C’è stato un momento in cui ha pensato di essersi messo in un gioco troppo grande?
“Dato che mio padre, impiegato in banca, era morto giovanissimo, fui assunto dallo stesso istituto di credito in cui lavorava. Entrai in banca giovanissimo, stetti una settimana, poi cedetti il posto a mio fratello: ho sempre voluto fare l’imprenditore. Non sono entrato in questo ‘gioco grande’ all’improvviso, man mano sono cresciuto e mi sono impegnato molto. Non avevo problemi di liquidità, non mi sono mai rivolto a usurai”.
Sì, ma negli anni Novanta, in cui Cosa nostra è fortissima, un imprenditore come lei come si muove?

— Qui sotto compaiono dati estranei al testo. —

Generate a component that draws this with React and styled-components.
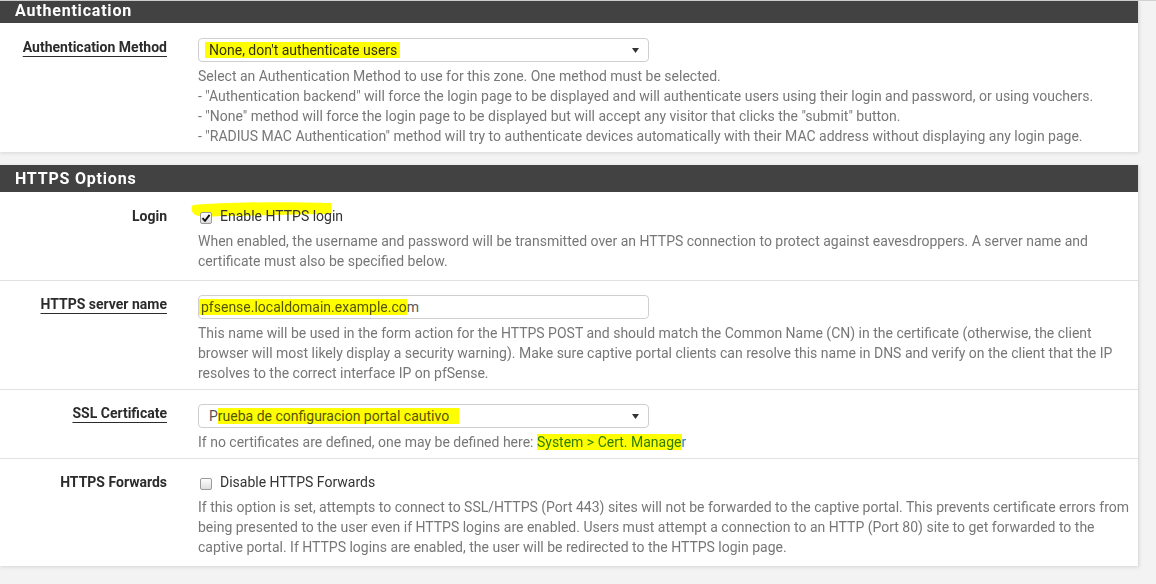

“Fino a quando sei un piccolo artigiano (all’epoca facevo lavori di venti, trenta milioni di vecchie lire) riesci a vivere senza avere fastidi. L’imprenditore comincia ad essere sotto attenzione quando comincia ad avere molti dipendenti e volumi d’affari importanti. A quel punto ti avvicinano perché vogliono il controllo delle attività economiche nel territorio”.

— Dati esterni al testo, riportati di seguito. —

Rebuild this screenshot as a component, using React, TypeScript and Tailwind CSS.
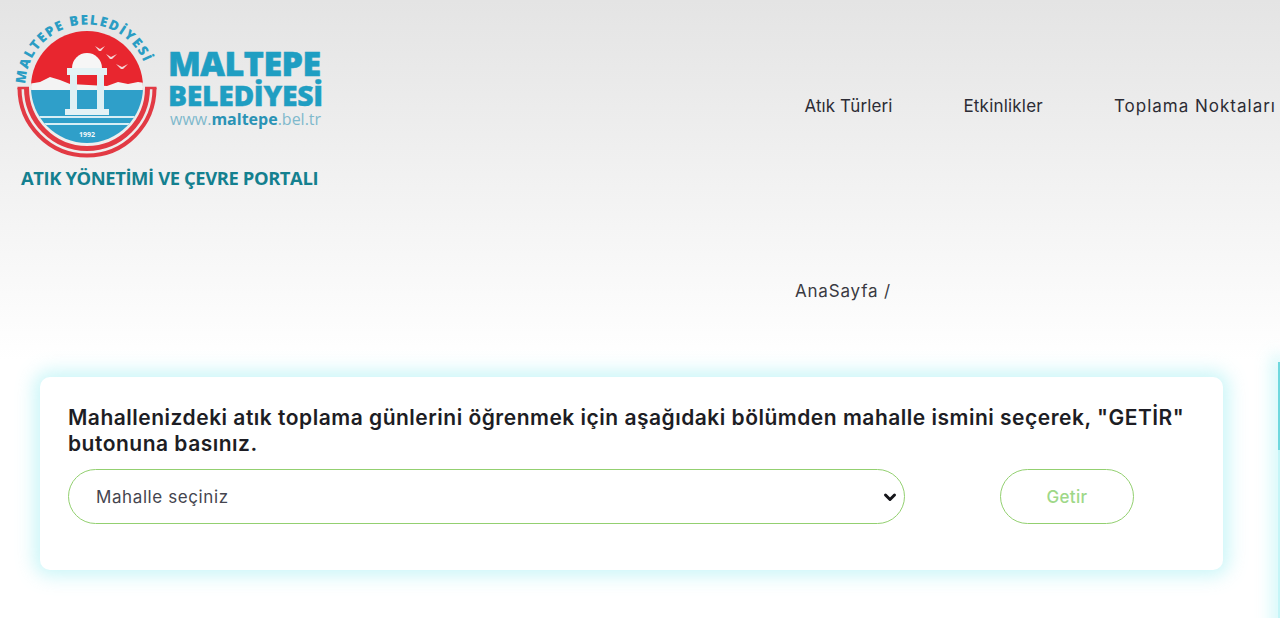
const navItems = [
  { label: "Atık Türleri", className: "tracking-[0.1px]" },
  { label: "Etkinlikler", className: "tracking-[0.2px]" },
  { label: "Toplama Noktaları", className: "tracking-[1px]" },
];

function Logo() {
  return (
    <svg width="150" height="150" viewBox="0 0 150 150" className="block shrink-0">
      <defs>
        <path id="ringText" d="M 13.5 74 A 61.5 61.5 0 0 1 136.5 74" />
        <clipPath id="disc">
          <circle cx="75" cy="75" r="56" />
        </clipPath>
      </defs>
      <text fontFamily="Open Sans" fontSize="13.5" fontWeight="800" fill="#2a9dc4" letterSpacing="1.5">
        <textPath href="#ringText" startOffset="1%">MALTEPE BELEDİYESİ</textPath>
      </text>
      <g clipPath="url(#disc)">
        <rect x="0" y="0" width="150" height="80" fill="#e8262f" />
        <path d="M15 72 L28 70 L38 65 L48 68 L58 72 L95 74 L106 70 L116 72 L126 70 L140 72 V82 H15 Z" fill="#f3f3f3" />
        <rect x="0" y="78" width="150" height="72" fill="#2f9fc9" />
        <rect x="0" y="104" width="150" height="2" fill="#d8eef5" />
        <rect x="0" y="111" width="150" height="2" fill="#d8eef5" />
      </g>
      <path d="M7.5 76 A 67.5 67.5 0 0 0 142.5 76" fill="none" stroke="#e23a44" strokeWidth="4" />
      <path d="M14.5 76 A 60.5 60.5 0 0 0 135.5 76" fill="none" stroke="#e23a44" strokeWidth="5" />
      <path d="M5.5 76 H17 M133 76 H144.5" stroke="#e23a44" strokeWidth="2.5" />
      <path d="M60 56 A 15 15 0 0 1 90 56 Z" fill="#f6f6f6" />
      <rect x="55" y="56" width="40" height="7" fill="#e4f2f5" />
      <rect x="58" y="63" width="7" height="34" fill="#dff0f4" />
      <rect x="85" y="63" width="7" height="34" fill="#dff0f4" />
      <rect x="53" y="97" width="44" height="6" fill="#e4f2f5" />
      <path d="M83 34 l5 3 l5 -3 l-4 5 h-2 Z M94 42 l5 3 l6 -3 l-5 5 h-2 Z M104 52 l6 3 l6 -3 l-5 5 h-2 Z" fill="#f4d7d7" />
      <text x="75" y="125" textAnchor="middle" fontFamily="Open Sans" fontSize="7" fontWeight="700" fill="#f2f8fa">1992</text>
    </svg>
  );
}

export default function App() {
  return (
    <div className="h-[618px] overflow-hidden bg-white font-['Inter',sans-serif]">
      <header className="h-[360px] bg-gradient-to-b from-[#e4e4e4] to-white">
        <div className="flex items-start justify-between pl-[12px] pr-[4px] pt-[12px]">
          <div className="w-[320px]">
            <div className="flex items-start">
              <Logo />
              <div className="ml-[6px] mt-[34px] font-['Open_Sans',sans-serif] text-[#1f9ec2]">
                <div className="text-[34px] leading-[34px] font-extrabold tracking-[-0.5px] [-webkit-text-stroke:0.6px_#1f9ec2]">MALTEPE</div>
                <div className="mt-[2px] text-[28.3px] leading-[27px] font-extrabold tracking-[-0.3px] [-webkit-text-stroke:0.4px_#1f9ec2]">BELEDİYESİ</div>
                <div className="whitespace-nowrap pl-[2px] text-[16px] leading-[20px] text-[#7fb9cc]">
                  www.<span className="font-bold text-[#2a93b5]">maltepe</span>.bel.tr
                </div>
              </div>
            </div>
            <div className="ml-[9px] mt-[2px] whitespace-nowrap font-['Open_Sans',sans-serif] text-[18.4px] font-bold tracking-[-0.4px] text-[#14808f]">
              ATIK YÖNETİMİ VE ÇEVRE PORTALI
            </div>
          </div>
          <nav className="mt-[82px] flex gap-[71px] whitespace-nowrap text-[17px] text-[#2c2c35]">
            {navItems.map((item) => (
              <a key={item.label} className={item.className}>{item.label}</a>
            ))}
          </nav>
        </div>
        <div className="ml-[795px] mt-[87px] text-[17px] tracking-[0.8px] text-[#3a3a42]">AnaSayfa /</div>
      </header>
      <div className="relative flex pl-[40px] pt-[17px]">
        <section className="h-[193px] w-[1183px] rounded-[10px] bg-white px-[28px] pt-[28px] shadow-[0_0_18px_6px_rgba(140,235,240,0.45)]">
          <p className="w-[1125px] text-[21px] leading-[26px] font-semibold tracking-[0.5px] text-[#1d1d24]">
            Mahallenizdeki atık toplama günlerini öğrenmek için aşağıdaki bölümden mahalle ismini seçerek, "GETİR" butonuna basınız.
          </p>
          <div className="mt-[12px] flex items-center">
            <div className="flex h-[55px] w-[837px] items-center justify-between rounded-full border-[1.5px] border-[#93d070] pl-[27px] pr-[6px] pt-[3px] text-[17px] tracking-[0.6px] text-[#45454f]">
              <span>Mahalle seçiniz</span>
              <svg width="16" height="16" viewBox="0 0 16 16" fill="none" stroke="#15151a" strokeWidth="3" strokeLinecap="round" strokeLinejoin="round" className="-mt-[3px]">
                <path d="M3.5 6 L8 10.5 L12.5 6" />
              </svg>
            </div>
            <button className="ml-[95px] h-[55px] w-[134px] rounded-full border-[1.5px] border-[#93d070] pt-[3px] text-[17px] font-medium tracking-[0.3px] text-[#9ed888]">
              Getir
            </button>
          </div>
        </section>
        <div className="absolute right-0 top-[2px] h-[300px] w-[2px] bg-[#c5f5f7] shadow-[0_0_16px_6px_rgba(140,235,240,0.42)]">
          <div className="h-[88px] w-[2px] bg-[#6fd8de]" />
        </div>
      </div>
    </div>
  );
}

Adesso che le hanno rubato i mezzi di lavoro, cosa farà?
“In questo momento non ho alcuna possibilità di lavorare. Devo dire che la Procura e i Carabinieri hanno svolto il loro lavoro in maniera eccellente e scrupolosa, però lo Stato a volte è troppo lento, troppo burocratico nell’aiutare i testimoni di giustizia e le parti offese nei processi di mafia. Io ricopro entrambi i ruoli. Ho dovuto vendere tutto il patrimonio di famiglia per oppormi a questi soprusi, ma adesso non so cosa devo fare?”.
Che messaggi lancia ai colleghi imprenditori?
“Che se non si vuole finire sottomessi, l’unica strada è la denuncia allo Stato. È una strada lunga e difficile, ma è l’unica percorribile”.